The record itself is a continuous ambient instrumental mix, but there’s also a second version featuring a lengthy spoken word piece by Elena. The threat of a ‘spoken word yoga album’ is usually the sort of thing that makes me delete an email faster than you can think of a rhyme for Jeremy Hunt, but right now listening to Elena I realise I’d sell the stronger of my two kidneys for a recording of her. It’s not just that she’s gracefully guiding us through the yoga, making even pretzeling myself into an excruciating pigeon position seem elegant, it’s that she’s keeping up such a steady stream of wisdom about gratitude and safety and self-reliance that I catch myself smiling up at the clear blue sky. The music swells euphorically, not in a I’ve-just-dropped-a-pinger-in-Block-9 way, more like a striding-off-into-a-new-dawn way. It feels vast and cinematic. I’m Renton with the bag full of cash at the end of ‘Trainspotting’. I think it’s all going to be OK. I think it’s going to be fine.

Once Elena is done restoring me to the status of functioning human, I sit down with her and Above & Beyond’s Paavo Siljamäki and Tony McGuinness to find out how they ended up creating this instant dose of Serenity Now.

“We’re obviously DJs who spend most of our time playing dark nightclubs,” explains Paavo. “I think where this fits in is that I feel like if I look after my own mental fitness better, and look after my body better, if I’m in better shape mentally and physically, then I can get more out of the parties. It enables a lot more fun in life.”

We’re living in a hyper-accelerated age, where the danger of pushing yourself too hard and too fast is all too real. That fear is the tragic backstory to this project, which was born in the wake of the recent suicides of Avicii and Bill Hamel, a member of Fatum, who released music through Above & Beyond’s label Anjunabeats.

“I’ve been burning out,” says Paavo. “I’ve been struggling with depression. For me, this has been a therapeutic thing. I’ve needed to stop stuff, and I’ve needed space to really work through things. Music is such an awesome thing because I can make music if I’m feeling happy or sad or tired or energetic. That’s very much where a lot of this album has come from, from a very painful and dark place, but doing it has been a release and now that’s it’s out there maybe it’s going to resonate with people who are struggling. All the shocking things that have happened in the last few years have made me realise that we need to get people talking about this.
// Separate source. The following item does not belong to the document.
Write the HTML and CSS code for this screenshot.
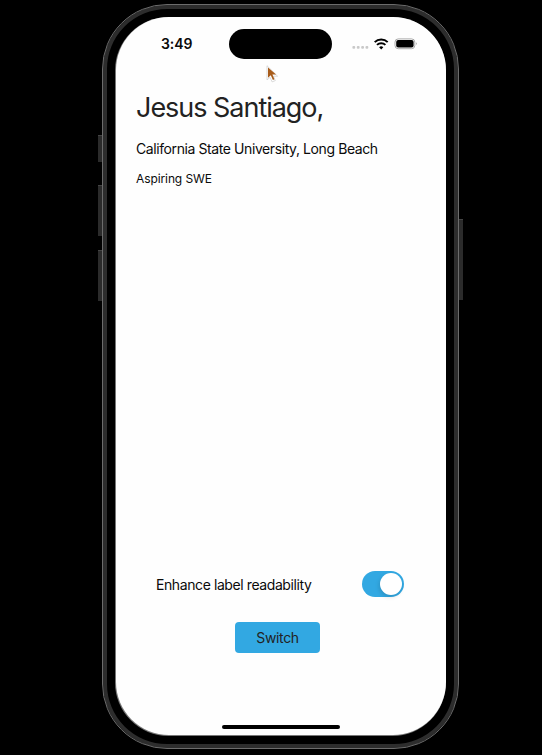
FILE: index.html
```html
<!DOCTYPE html>
<html lang="en">
<head>
<meta charset="utf-8">
<title>Profile</title>
<link rel="stylesheet" href="styles.css">
</head>
<body>
<div class="phone">
  <i class="key key-action"></i><i class="key key-up"></i><i class="key key-down"></i><i class="key key-power"></i>
  <div class="bezel">
    <div class="screen">
      <header class="status">
        <span class="time">3:49</span>
        <span class="island"></span>
        <svg class="indicators" width="66" height="14" viewBox="0 0 66 14">
          <g fill="#c9c9c9"><rect x="0.4" y="9" width="2.8" height="2.8" rx="1"/><rect x="4.8" y="9" width="2.8" height="2.8" rx="1"/><rect x="9.2" y="9" width="2.8" height="2.8" rx="1"/><rect x="13.5" y="9" width="2.8" height="2.8" rx="1"/></g>
          <g fill="none" stroke="#000" stroke-width="2"><path d="M22.7 5.1a9.3 9.3 0 0 1 13 0"/><path d="M25 7.9a6 6 0 0 1 8.4 0"/></g>
          <path d="M29.2 12.4l-2.1-2.1a3 3 0 0 1 4.2 0z"/>
          <rect x="43" y="1.9" width="19.8" height="9.8" rx="3.2" fill="#fff" stroke="#aaa"/>
          <rect x="44.2" y="3.1" width="17.4" height="7.4" rx="2"/>
          <path d="M64 5.3q1.2 1.4 0 2.8z" fill="#777"/>
        </svg>
      </header>
      <main class="profile">
        <h1 class="name">Jesus Santiago,</h1>
        <p class="school">California State University, Long Beach</p>
        <p class="role">Aspiring SWE</p>
      </main>
      <section class="controls">
        <div class="setting"><span class="label">Enhance label readability</span><span class="toggle"><i class="knob"></i></span></div>
        <button class="switch">Switch</button>
      </section>
      <div class="home"></div>
    </div>
  </div>
  <svg class="pointer" width="16" height="20" viewBox="0 0 16 20"><path d="M3 1.7v14.2l3.1-2.6 2 4.6 3.2-1.3-1.9-4.4h4.2z" fill="#fff" stroke="#ccc" stroke-width=".7"/><path d="M4 3.6v10.2l2.8-2.5 2.1 4.6 1.5-.6-2-4.7h3.7z" fill="#a85c1b"/></svg>
</div>
</body>
</html>
```
FILE: styles.css
```css
* { box-sizing: border-box; }
body {
  margin: 0;
  height: 755px;
  overflow: hidden;
  background: #000;
  color: #0a0a0a;
  font-family: Inter, "Liberation Sans", sans-serif;
}
h1, p { margin: 0; }
.phone {
  position: relative;
  width: 357px;
  height: 745px;
  margin: 4px 0 0 102px;
}
.bezel {
  position: relative;
  height: 100%;
  padding: 12px 12px 13px 13px;
  border: 1px solid #6c6c6c;
  border-radius: 65px;
  background: #000;
  box-shadow: inset 0 0 0 4px #2d2d2d;
}
.screen {
  display: flex;
  flex-direction: column;
  height: 100%;
  border-radius: 53px;
  background: #fefefe;
  box-shadow: -0.5px 0.5px 0 0.5px #777;
  clip-path: inset(0 0 -1px -1px);
}
.key {
  position: absolute;
  left: -4px;
  width: 5px;
  background: #2b2b2b;
  border-top: 1px solid #444;
}
.key-action { top: 131px; height: 27px; }
.key-up { top: 181px; height: 51px; }
.key-down { top: 246px; height: 51px; }
.key-power { left: 356px; top: 215px; height: 81px; }
.status {
  display: flex;
  align-items: center;
  height: 53px;
  padding-left: 45px;
}
.time {
  width: 68px;
  font-size: 14px;
  font-weight: 600;
  letter-spacing: -0.1px;
}
.island {
  width: 103px;
  height: 30px;
  border-radius: 15px;
  background: #000;
}
.indicators { margin-left: 20px; }
.profile { padding: 18px 0 0 20px; white-space: nowrap; }
.name {
  height: 41px;
  line-height: 40px;
  font-size: 27px;
  font-weight: 400;
  letter-spacing: -1.03px;
  color: #222;
}
.school {
  height: 40px;
  line-height: 40px;
  font-size: 14px;
  letter-spacing: -0.41px;
}
.role {
  line-height: 20px;
  font-size: 12px;
  letter-spacing: -0.1px;
}
.controls {
  display: flex;
  flex-direction: column;
  margin-top: auto;
  padding: 0 42px 0 40px;
}
.setting {
  display: flex;
  align-items: center;
  justify-content: space-between;
  height: 26px;
}
.label { font-size: 14px; letter-spacing: -0.41px; white-space: nowrap; }
.toggle {
  display: flex;
  justify-content: flex-end;
  width: 42px;
  height: 26px;
  padding: 2px;
  border-radius: 13px;
  background: #32a8e2;
}
.knob {
  width: 22px;
  height: 22px;
  border-radius: 50%;
  background: #fff;
  box-shadow: -1px 2px 4px #0002;
}
.switch {
  width: 85px;
  height: 31px;
  margin: 25px 0 0 79px;
  padding: 0;
  border: 0;
  border-radius: 4px;
  background: #32a8e2;
  color: #222;
  font: 14px Inter, sans-serif;
  letter-spacing: -0.35px;
}
.home {
  width: 118px;
  height: 4px;
  margin: 72px 0 6px 106px;
  border-radius: 2px;
  background: #000;
}
.pointer { position: absolute; left: 162px; top: 60px; }
```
There’s no shame in it.”

To reinforce the message he wanted to convey with this music, Paavo approached Elena to record her voice-over. “Her message is so on point with what we’re trying to do,” he explains.

So what exactly is Elena’s message? “The very first line [of the spoken word recording] is I think the most important,” she says. “‘There is a place within you that is always at rest and always at peace.’ Then we walk through the process of forgetting and remembering several times over the course of the talk, so that by the end there’s no question: You are here listening to this so that you can remember that space inside of you, provide yourself with a sense of safety and presence and hold your own hand. By doing so, you’re going to be able to do that for other people. That is a service that we can all give to the communities in which we live.”

Speaking of communities, I’ve got about 200,000 mates who I think would be into this. “We’ve got to bring this to Glastonbury, for sure,” says Paavo. “I think Glastonbury would be the place,” adds Tony. “Even more than Burning Man.”

Elena, are you in? “I’d love that!” Let’s make it happen. Glastonbury. 2020. Elena Brower and Above & Beyond, I wanna be your downward dog.